Things were tense for a few minutes until the general understood the church's purpose in sending missionaries. Instead of guns, the missionaries carried books, the general said in the article.
"Word must have traveled quickly that the missionaries had the general's approval and protection," Elder Groberg said in the article, "because the missionaries were welcomed and didn't need to fear for their lives.
"It's amazing to me what the Lord has accomplished in Cambodia," he continued. "To me it is verification that the Lord wants to be there and has people in Cambodia ready for the gospel. From that tense moment with the general when dark suddenly turned to light has come strong roots of the church that will someday become a stake. It's absolutely amazing."
Another turning point for the church in Cambodia came when President Gordon B. Hinckley visited and left his blessing in May 1996. Following Pol Pot's death in 1998, the political turmoil began to subside.
The Towers described the Cambodian people as humble and faithful. They told of one older woman who invited them to her home for family home evening. The Towers accepted but told the woman not to prepare a meal because they knew she lived in humble circumstances and didn’t have a job.
When the Towers arrived at the appointed time, the woman greeted them with a big pot of fish soup, rice, vegetables and fruit. When they asked why she had prepared the meal, the woman related a story.
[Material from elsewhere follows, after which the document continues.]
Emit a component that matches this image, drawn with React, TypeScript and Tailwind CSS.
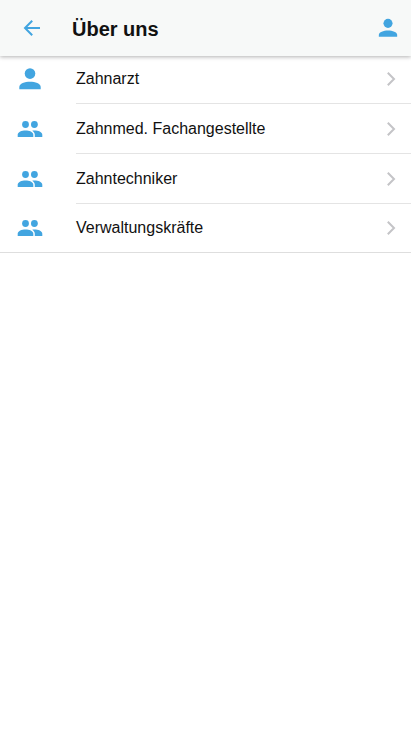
type IconProps = { className?: string };

const ArrowBackIcon = ({ className }: IconProps) => (
  <svg viewBox="0 0 24 24" className={className} fill="none" stroke="currentColor" strokeWidth="2" aria-hidden="true">
    <path d="M20 12H5.5M12.2 4.7 5 12l7.2 7.3" />
  </svg>
);

const PersonIcon = ({ className }: IconProps) => (
  <svg viewBox="0 0 28 28" className={className} fill="currentColor" aria-hidden="true">
    <circle cx="14" cy="8.6" r="5.3" />
    <path d="M3.3 24.3v-2.2c0-3.5 5.5-5.3 10.7-5.3s10.7 1.8 10.7 5.3v2.2z" />
  </svg>
);

const PeopleIcon = ({ className }: IconProps) => (
  <svg viewBox="0 0 28 28" className={className} fill="currentColor" aria-hidden="true">
    <circle cx="9.5" cy="9.5" r="3.4" />
    <circle cx="18.4" cy="9.5" r="3.4" />
    <path d="M1.7 22v-2.2c0-2.7 4-4.2 7.8-4.2s7.8 1.5 7.8 4.2V22z" />
    <path d="M16.2 15.8c.7-.1 1.4-.2 2.2-.2 3.8 0 7.9 1.5 7.9 4.2V22h-7.5v-2.2c0-1.8-1.1-3.1-2.6-4z" />
  </svg>
);

const ChevronIcon = ({ className }: IconProps) => (
  <svg viewBox="0 0 10 16" className={className} fill="none" stroke="currentColor" strokeWidth="2" aria-hidden="true">
    <path d="M1.8 1.8 8 8l-6.2 6.2" />
  </svg>
);

const entries = [
  { label: 'Zahnarzt', icon: PersonIcon },
  { label: 'Zahnmed. Fachangestellte', icon: PeopleIcon },
  { label: 'Zahntechniker', icon: PeopleIcon },
  { label: 'Verwaltungskräfte', icon: PeopleIcon },
];

const Header = () => (
  <header className="relative flex h-14 items-center bg-[#f7f9f8] pl-5 pr-[11px] shadow-[0_1px_4px_rgba(0,0,0,0.3)]">
    <button type="button" aria-label="Zurück" className="text-[#42a5e0]">
      <ArrowBackIcon className="size-6" />
    </button>
    <h1 className="ml-7 flex-1 pt-0.5 text-xl font-bold text-[#111]">Über uns</h1>
    <button type="button" aria-label="Profil" className="text-[#42a5e0]">
      <PersonIcon className="size-6" />
    </button>
  </header>
);

export default function App() {
  return (
    <div className="min-h-screen bg-white font-['Liberation_Sans',Arial,sans-serif] text-[#111]">
      <Header />
      <nav className="-mt-0.5">
        <ul className="border-b border-[#dedede]">
          {entries.map(({ label, icon: Icon }, i) => (
            <li key={label}>
              <a href="#" className="flex items-center pl-4">
                <Icon className="size-7 text-[#42a5e0]" />
                <span
                  className={`ml-8 flex flex-1 items-center justify-between pr-[15px] ${
                    i < entries.length - 1 ? 'h-[50px] border-b border-[#e4e4e4]' : 'h-12'
                  }`}
                >
                  <span className="text-base">{label}</span>
                  <ChevronIcon className="h-4 w-[10px] text-[#c4c4c7]" />
                </span>
              </a>
            </li>
          ))}
        </ul>
      </nav>
    </div>
  );
}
Despite their request that she not make a meal, the woman wanted to provide one anyway. Inspired by a Book of Mormon scripture verse, she prayed fervently to be able to find food for her guests. Two days before the appointment, she was walking down the street and came upon a pair of green pants with $5 in the pocket. No one was around, so she claimed the $5 (a “huge fortune,” the Towers said) as answer to her prayers. She bought a fish, rice and vegetables, and a neighbor shared some jackfruit.
“She told us that if you believe in the teachings of the Book of Mormon you will be blessed. She had no idea how it would happen, but it did,” Myrna Towers said. “I told David I’m not a big fish soup lover, but fish soup never tasted so good as it did that night. That woman was amazing. She had such faith.”
During the Pol Pot era, many records were destroyed, presenting a great challenge for Cambodians interested in researching their family history. Cambodian genealogy is also somewhat complicated because each person has a different last name; women don’t take a husband’s name, and children are named after their mothers. Last names are also listed first, the Towers said.
Even so, the Towers were inspired by the faith of one church member who was determined to at least have his four generations recorded. When he failed to find any documents, the man went into a room and prayed for guidance.
“A little while later, he came out with his four generations, received by pure inspiration,” David Towers said. “He was able to do his genealogy because he had faith.”
Another precious memory for the Towers came one spring when a senior missionary composed an Easter cantata to help the Cambodian people understand Easter and Jesus Christ’s resurrection.
During one of the evening performances, an adult was standing near the choir of Primary children and overheard two boys talking. One boy related that when he was singing “I Am a Child of God,” he was overcome by a happy feeling that he described as “My heart opened and water came out of my eyes.”
“The man told the boy that’s how you feel when you feel the Spirit,” Myrna Towers said. “ ‘My heart opened and water came out of my eyes.’ What a tender and sweet expression from a child.”
Kory Stevens served as a full-time missionary in Cambodia from 2008-2010.
Because of the Pol Pot regime, Cambodia's economy and education systems continue to struggle and most of its people live in poverty. As a result, Stevens said, it's difficult to get people to sacrifice a day of work to attend LDS Church meetings.
"Not working on Sundays can literally mean not having any money to feed your family," Stevens said. "Church attendance requires a lot of faith there."
Another challenge is illiteracy. Many of the older generation never learned to read, so the missionaries have had to find unique ways to help investigators be immersed in the Book of Mormon, Stevens said.
One of the highlights of Stevens' mission came when he and his companion baptized half of the members of a family. The mother was called as the Relief Society president and became a strong leader, which energized the branch. Stevens learned recently that the other members of the family were later baptized, and the entire family was sealed in the Manila Philippines Temple last week.
"My heart was so full, and I felt something I had never felt before. I was overcome with joy for this family," said Stevens, who is now married, attending Brigham Young University and teaching Cambodian at the Provo Missionary Training Center. "That's what it is all about."
Nathan Egan served in the same mission as Stevens from 2009-2011. Once he was able to understand the language and digest the food, he came to love the people and their unique culture.
Egan said the best part about serving in Cambodia was seeing how living the gospel changed lives. He and his companion were able to help a family hurt by abuse become a tight-knit family that walked miles to church each Sunday. He was also deeply moved when a newlywed couple prayed with genuine gratitude for their small shack and the scanty meal they shared.
"They were able to become stronger and happier because they allowed Christ to enter their lives," Egan said. "I knew it was only a matter of time until the faithful members would receive the blessings of having stakes in their country."
For the Towers, one exciting aspect of the two new stakes is that of the six new stake leaders, three served under them as missionaries, including President Ouk. The Towers have also been delighted to learn that several former elders and sisters from their mission have married and started families.
“It’s a very nice feeling for us,” David Towers said. “Maybe we did something right and helped them.”
“It’s so fun to see their little families,” Myrna Towers said.
The Towers were also thrilled recently when their grandson Weston Monson received his mission call to Cambodia.
“I’m looking forward to going there. I’ve seen the photos and heard the stories. I’m looking forward to trying the weird foods, walking in the flooded streets and learning the language,” said Monson, who departs Aug. 6. “It’s an honor to carry on the family legacy.”